Metrics reference glossary

The metrics reference tables define the automatic metrics and LLM judge evaluators used to measure performance, cost, and qualitative accuracy in agentic workflows.

Table 1. Automatic metrics
Metric category	Metric name	Detailed definition
Automatic	Latency	Total time in seconds from workflow start to finish. Useful for identifying performance bottlenecks.
Automatic	Token Usage	Cost analysis of total prompt compared to completion tokens used across all execution spans.
Automatic	Error Rate	The percentage of spans that returned an error status rather than `Success`.
Automatic	Loop Detection	Identification of repeated or looping behavior with improved signal quality to catch malfunctioning agents during testing.
Automatic	Task Completion	Binary status (Success or Fail) based strictly on the execution status code of the final task.
Automatic	Tool Call Count	Sum total of all tool or sub-agent calls made during the workflow trace.

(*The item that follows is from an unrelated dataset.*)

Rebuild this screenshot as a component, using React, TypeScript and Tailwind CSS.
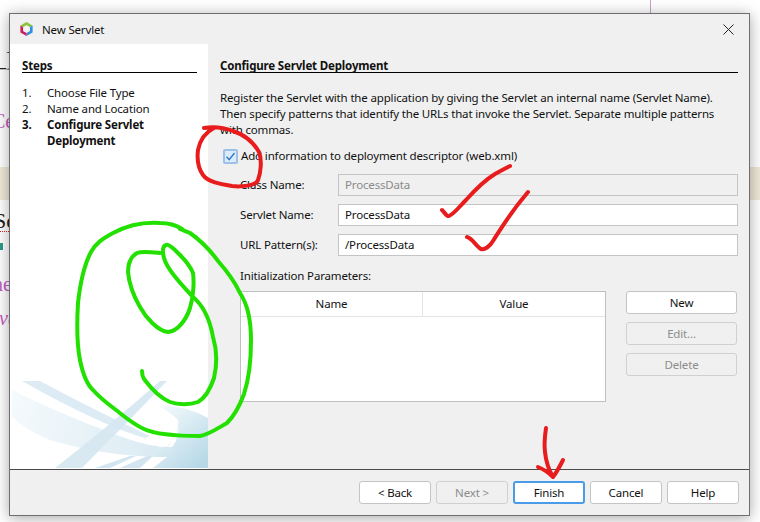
const uiFont = "font-['Noto_Sans',sans-serif] text-[11.5px] leading-4 tracking-[-0.16px] text-[#111]";

function FormRow({ label, value, disabled }: { label: string; value: string; disabled?: boolean }) {
  return (
    <div className="flex items-center h-[22px]">
      <span className="w-[118px] pl-5 shrink-0 whitespace-nowrap">{label}</span>
      <div
        className={`flex-1 h-[22px] border border-[#c4c4c4] px-1.5 flex items-center ${
          disabled ? "bg-[#f0f0f0] text-[#8a8a8a]" : "bg-white"
        }`}
      >
        {value}
      </div>
    </div>
  );
}

function Btn({
  label,
  disabled,
  focused,
  className = "",
}: {
  label: string;
  disabled?: boolean;
  focused?: boolean;
  className?: string;
}) {
  return (
    <button
      className={`h-[23px] rounded-[3px] border flex items-center justify-center ${
        disabled
          ? "border-[#d0d0d0] bg-[#f0f0f0] text-[#8c8c8c]"
          : focused
            ? "border-2 border-[#4a9be8] bg-white"
            : "border-[#c4c4c4] bg-white"
      } ${className}`}
    >
      {label}
    </button>
  );
}

function SideArt() {
  return (
    <svg className="absolute left-0 bottom-0" width="198" height="94" viewBox="10 375 198 94">
      <defs>
        <linearGradient id="sweep" x1="12" y1="395" x2="208" y2="450" gradientUnits="userSpaceOnUse">
          <stop offset="0" stopColor="#f5fafc" />
          <stop offset="0.5" stopColor="#e4f0f6" />
          <stop offset="1" stopColor="#d2e6f0" />
        </linearGradient>
        <linearGradient id="blob" x1="160" y1="405" x2="208" y2="460" gradientUnits="userSpaceOnUse">
          <stop offset="0" stopColor="#f6fbfd" />
          <stop offset="1" stopColor="#b6d8e7" />
        </linearGradient>
      </defs>
      <path d="M12 390 Q60 414 117 435 Q140 444 157 446 L157 457 Q100 455 50 440 Q25 430 12 417 Z" fill="url(#sweep)" />
      <path d="M22 381 L40 381 Q90 408 150 436 L145 438 Q100 425 22 381 Z" fill="#dcebf4" />
      <path d="M160 381 L167 381 Q125 425 82 468 L55 468 Q110 425 160 381 Z" fill="#d5e7f1" fillOpacity="0.9" />
      <path d="M157 405 Q187 406 208 418 L208 468 L153 468 L167 457 L157 457 L157 446 L167 447 Q180 430 178 420 Q170 412 157 405 Z" fill="url(#blob)" />
      <path d="M95 468 L130 456 L136 456 L110 468 Z M120 468 L147 456 L153 456 L140 468 Z" fill="#d2e5f0" />
      <path d="M158 447 L172 434 L170 441 L163 447 Z M168 447 L179 427 L176 441 L172 447 Z" fill="#ffffff" />
    </svg>
  );
}

function Annotations() {
  return (
    <svg className="absolute inset-0 pointer-events-none" width="760" height="522" viewBox="0 0 760 522" fill="none" strokeLinecap="round" strokeLinejoin="round">
      <g stroke="#22e000" strokeWidth="4">
        <path d="M182 229 C176 225 170 223 160 223 C145 222 128 225 113 233 C102 239 96 243 91 252 C84 265 80 285 78 303 C77 320 77 345 80 360 C83 375 87 385 94 391 C100 398 108 404 116 410 C125 417 133 424 144 429 C155 434 175 436 200 436 C208 435 218 428 227 423 C234 416 240 405 244 394 C248 382 251 360 251 340 C251 322 248 305 240 293 C234 280 226 270 218 261 C210 250 200 240 190 233 C186 231 182 230 180 229" />
        <path d="M160 253 C150 252 142 251 137 253 C130 257 128 265 128 272 C129 283 133 295 140 307 C146 318 158 331 168 332 C178 331 186 320 190 308 C194 295 194 280 193 273 C189 263 183 258 177 252 C172 247 168 244 166 245 C163 246 162 250 164 258 C167 269 180 283 192 296 C203 305 210 320 213 337 C217 350 217 365 214 378 C210 390 205 398 198 402 C190 405 178 405 170 402 C160 398 150 387 144 379 C142 376 142 373 142 371" />
      </g>
      <g stroke="#e81c1c" strokeWidth="4">
        <path d="M204 128 C215 126 225 128 233 131 C245 135 254 143 259 152 C262 160 261 172 258 180 M258 180 C256 186 240 187 232 186 C220 184 208 182 203 175 C198 168 197 158 198 150 C200 140 206 132 214 128" />
        <path d="M442 210 C445 213 447 217 449 216 C454 214 460 206 466 200 C475 190 485 180 495 174 C502 170 506 168 510 166" />
        <path d="M467 237 C472 238 476 246 481 249 C485 250 490 246 493 241 C500 230 510 213 528 192" />
        <path d="M546 428 C545 435 544 445 545 452 C546 462 550 472 553 477 M538 467 C543 469 549 473 553 477 C557 472 560 466 563 460" />
      </g>
    </svg>
  );
}

export default function App() {
  return (
    <div className="relative w-[760px] h-[522px] bg-white overflow-hidden">
      {/* whatever is behind the dialog */}
      <div className="absolute left-[650px] top-0 w-px h-[14px] bg-[#c9a0c9]" />
      <div className="absolute left-0 top-[167px] w-[760px] h-[33px] bg-[#efe9d8]" />
      <span className="absolute left-[-4px] top-[44px] font-['Liberation_Serif',serif] text-[20px] text-[#222]">_]</span>
      <span className="absolute left-[-8px] top-[106px] font-['Liberation_Serif',serif] text-[20px] text-[#c45cc4]">Ce</span>
      <span className="absolute left-[-6px] top-[204px] font-['Liberation_Serif',serif] text-[22px] text-[#222]">Se</span>
      <div className="absolute left-0 top-[231px] w-[9px] border-t border-dotted border-[#e02020]" />
      <div className="absolute left-0 top-[243px] w-[3px] h-[7px] bg-[#2f9a8a]" />
      <span className="absolute left-[-7px] top-[269px] font-['Liberation_Serif',serif] text-[20px] text-[#c45cc4]">ne</span>
      <span className="absolute left-[-1px] top-[303px] italic font-['Liberation_Serif',serif] text-[20px] text-[#c45cc4]">va</span>

      {/* dialog */}
      <div className={`absolute left-[9px] top-[13px] w-[741px] h-[503px] flex flex-col border border-[#6e6e6e] bg-[#f0f0f0] shadow-[0_2px_14px_rgba(0,0,0,0.35)] ${uiFont}`}>
        <div className="h-[30px] shrink-0 flex items-center pl-[9px] pr-[15px]">
          <svg width="15" height="16" viewBox="0 0 16 16" className="shrink-0">
            <path d="M8 0.5 L14.5 4.2 L11.5 6 L8 4 L4.5 6 L1.5 4.2 Z" fill="#8cc63f" />
            <path d="M14.5 4.2 L14.5 11.8 L8 15.5 L8 12 L11.5 10 L11.5 6 Z" fill="#2f8fe0" />
            <path d="M1.5 4.2 L1.5 11.8 L8 15.5 L8 12 L4.5 10 L4.5 6 Z" fill="#d11d5f" />
            <path d="M8 4 L11.5 6 L11.5 10 L8 12 L4.5 10 L4.5 6 Z" fill="#f4f4f4" />
          </svg>
          <span className="ml-2 pt-[2px]">New Servlet</span>
          <svg width="11" height="11" viewBox="0 0 11 11" className="ml-auto" stroke="#222" strokeWidth="1">
            <path d="M0.5 0.5 L10.5 10.5 M10.5 0.5 L0.5 10.5" />
          </svg>
        </div>

        <div className="flex-1 flex min-h-0">
          <div className="relative w-[198px] shrink-0 bg-white pl-3 pr-[11px] pt-3.5">
            <div className="font-bold border-b border-black h-[15px] leading-[15px]">Steps</div>
            <ol className="mt-3">
              <li className="flex"><span className="w-[25px]">1.</span>Choose File Type</li>
              <li className="flex"><span className="w-[25px]">2.</span>Name and Location</li>
              <li className="flex font-bold"><span className="w-[25px] shrink-0">3.</span><span>Configure Servlet Deployment</span></li>
            </ol>
            <SideArt />
          </div>

          <div className="flex-1 pl-3 pr-[11px] pt-3.5 min-w-0">
            <div className="font-bold border-b border-black h-[15px] leading-[15px]">Configure Servlet Deployment</div>
            <p className="mt-[17px]">
              Register the Servlet with the application by giving the Servlet an internal name (Servlet Name).
              <br />
              Then specify patterns that identify the URLs that invoke the Servlet. Separate multiple patterns
              <br />
              with commas.
            </p>
            <div className="flex items-center mt-2.5 h-4">
              <span className="w-[15px] h-[15px] ml-[3px] rounded-[2px] border-2 border-[#9cc0e6] bg-[#dcebfa] flex items-center justify-center shrink-0">
                <svg width="11" height="11" viewBox="0 0 11 11" fill="none" stroke="#2c7bd0" strokeWidth="1.4">
                  <path d="M1.5 5.8 L4.2 8.6 L9.5 2" />
                </svg>
              </span>
              <span className="ml-[3px]">Add information to deployment descriptor (web.xml)</span>
            </div>
            <div className="mt-2.5 flex flex-col gap-2">
              <FormRow label="Class Name:" value="ProcessData" disabled />
              <FormRow label="Servlet Name:" value="ProcessData" />
              <FormRow label="URL Pattern(s):" value="/ProcessData" />
            </div>
            <div className="pl-5 mt-3">Initialization Parameters:</div>
            <div className="flex pl-5 mt-[7px]">
              <div className="w-[366px] h-[111px] border border-[#c0c0c0] bg-white shrink-0">
                <div className="flex h-[25px] border-b border-[#e4e4e4]">
                  <div className="w-[182px] border-r border-[#e4e4e4] flex items-center justify-center">Name</div>
                  <div className="flex-1 flex items-center justify-center">Value</div>
                </div>
              </div>
              <div className="ml-5 w-[111px] flex flex-col gap-2">
                <Btn label="New" />
                <Btn label="Edit..." disabled />
                <Btn label="Delete" disabled />
              </div>
            </div>
          </div>
        </div>

        <div className="h-[46px] shrink-0 border-t border-[#4a4a4a] flex items-start justify-end gap-[5px] pt-[11px] pr-[10px]">
          <Btn label="< Back" className="w-[72px]" />
          <Btn label="Next >" disabled className="w-[72px]" />
          <Btn label="Finish" focused className="w-[72px]" />
          <Btn label="Cancel" className="w-[72px]" />
          <Btn label="Help" className="w-[72px]" />
        </div>
      </div>

      <Annotations />
    </div>
  );
}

Table 2. Qualitative analysis
Metric category	Metric name	Detailed definition
LLM Judge	Faithfulness	Evaluation if whether the answer is grounded factually in the provided context to detect hallucinations.
LLM Judge	Reasoning Quality	Assessment of the agent's logical chain of thought and specialist routing efficiency.
LLM Judge	Toxicity	Safety check for harmful, offensive, hateful, or inappropriate language in the agent response.
LLM Judge	Manager Delegation	Measurement of the Manager agent's ability to select the correct specialist agent based on the query.
LLM Judge	Tool Calling Accuracy	Measurement of tool selection accuracy and the validity of the generated parameters.